Marc Bissonnet : "Je ne sais plus, peut-être que ma mère a dit à mon père : "Embrasse Marc !"
M. Mocaer : "Vous êtes entendu le lundi après-midi" (deux jours après les obsèques de Bernadette Bissonnet). Le président relit les déclarations que le jeune homme a tenu à ce moment-là. A cette époque, il a dit aux gendarmes qu'il avait eu une communication téléphonique avec sa mère.
Marc Bissonnet ne se souvient plus.


10 h - M. Mocaer : "Est-ce que votre mère utilisait l'ordinateur de la maison ?"
Le fils de la victime : "Oui, comme nous tous."
M. Mocaer : "Vous avez évoqué deux éléments au cours de l'enquête."
Marc Bissonnet : "Mon raisonnement est simple. Pour ouvrir le portail, on dit que Belkacem avait la télécommande. Or, il connaissait le code qui permet de l'ouvrir. Par la suite, on a découvert que Belkacem ne connaissait pas la couleur de la télécommande. (...) Il y a quatre boitiers. Aucun d'entre eux ne correspond à la description donnée par Belkacem."
M. Mocaer : "Est-ce qu'il n'y a pas une télécommande qui a disparu ?"
Marc Bissonnet : "Beaucoup d'éléments ont disparu."
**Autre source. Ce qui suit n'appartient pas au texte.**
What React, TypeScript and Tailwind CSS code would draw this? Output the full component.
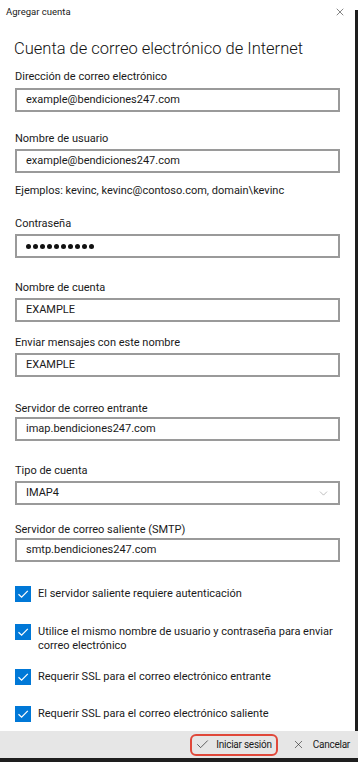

10 h 15 - Marc Bissonnet explique que le portail produit un "clic" lors de son ouverture. Ce déclic se produit dans le local technique.
M. Mocaer : "Quelle est l'attitude du chien quand il entend ce "clic" ?"
Marc Bissonnet : "S'il l'entend, il va aboyer. Mais en raison de la chasse, il n'entend plus trop."
Le président M. Mocaer relit les déclarations du jeune homme quelques jours après les faits. A propos de ce déclic, il tient un discours quelque peu différents.
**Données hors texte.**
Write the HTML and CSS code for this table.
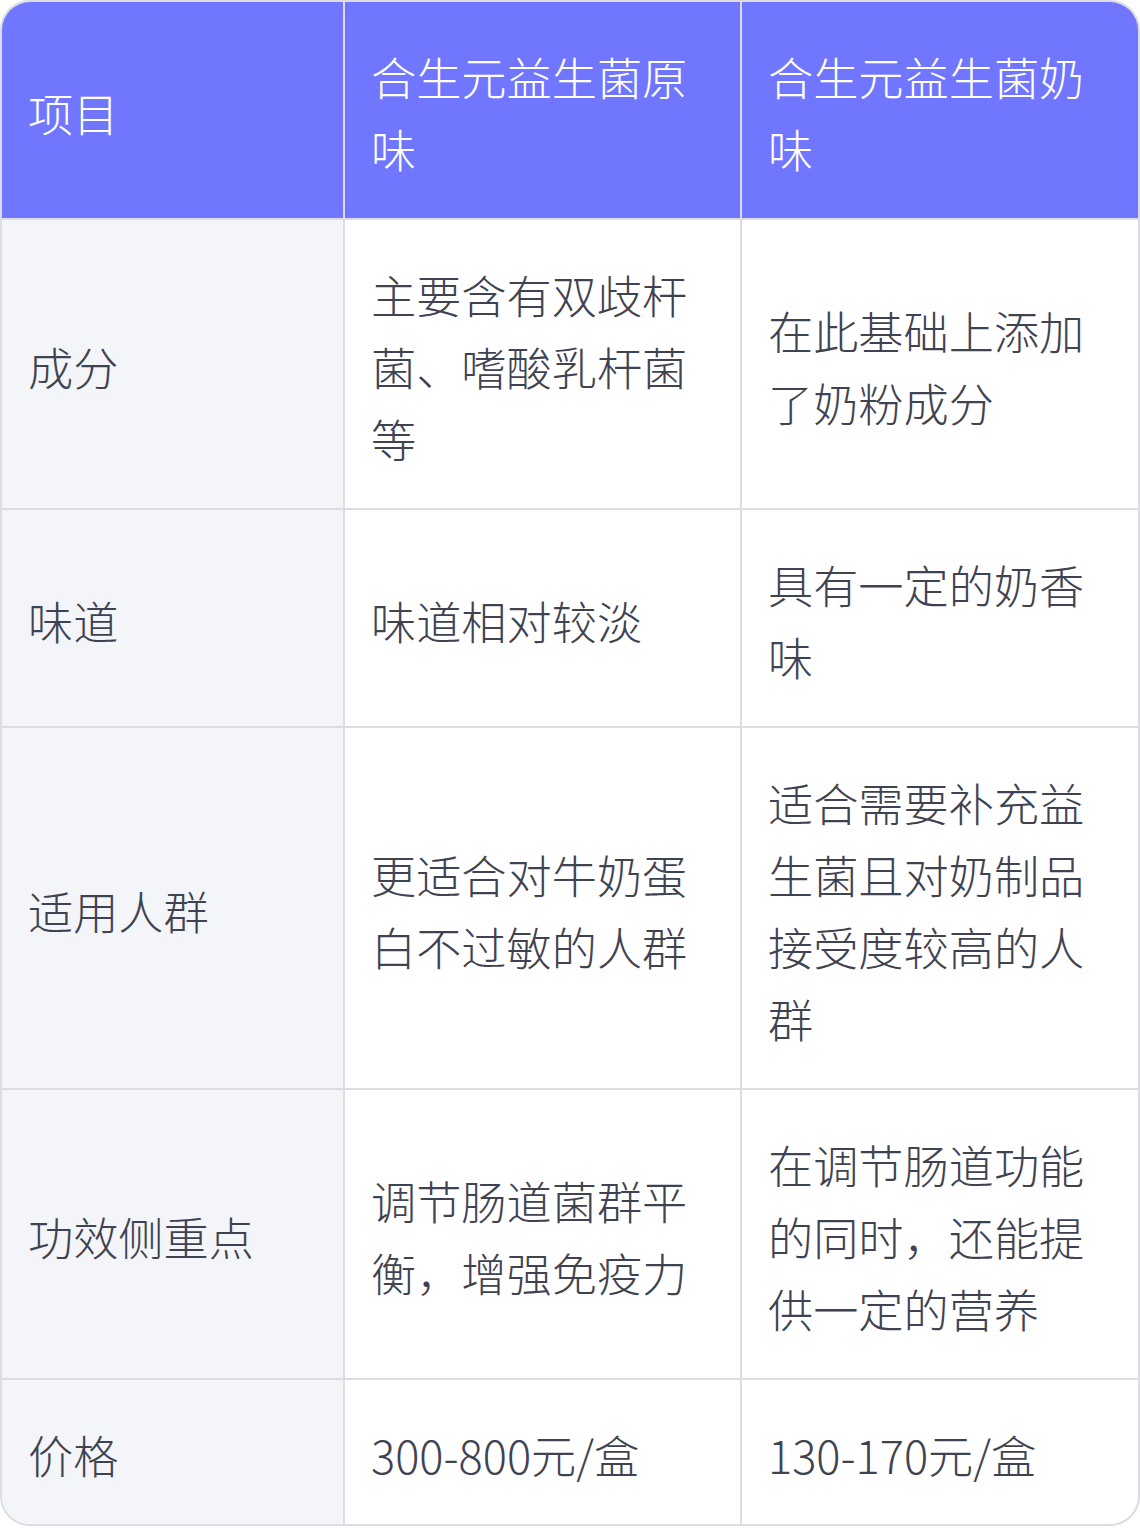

Après les faits, Marc Bissonnet est revenu dans la région de Montpellier et a habité quelque temps dans la maison de Castelnau. "Depuis que j'y suis retourné, j'ai pu voir" dans quelles circonstances le chien aboie.


Il trouve le scénario de Belkacem incohérent.
M. Mocaer : "Selon le scénario de M. Belkacem, la présence du chien aurait gêné son entrée dans la maison ?"
Marc Bissonnet : "Non, pas forcément."


10 h 30 - Marc Bissonnet pointe à nouveau la presse, et estime qu'il faudrait mener une réforme de la justice.
"S'il y avait des preuves formelles accusant mon père, on aurait pas autant de débats", déclare-t-il au président de la cour. D'après lui, le scandale d'Outreau n'a servi à rien. "Il faudrait peut-être mener une réforme de la justice. (...) La vie privée devrait prendre le pas sur la liberté de la presse. Le secret de l'instruction devrait prendre le pas sur la liberté de la presse. On interdit aux témoins de suivre l'ensemble des débats. Et après, on permet à la presse de retranscrire les débats. En plus, cette retranscription est biaisée."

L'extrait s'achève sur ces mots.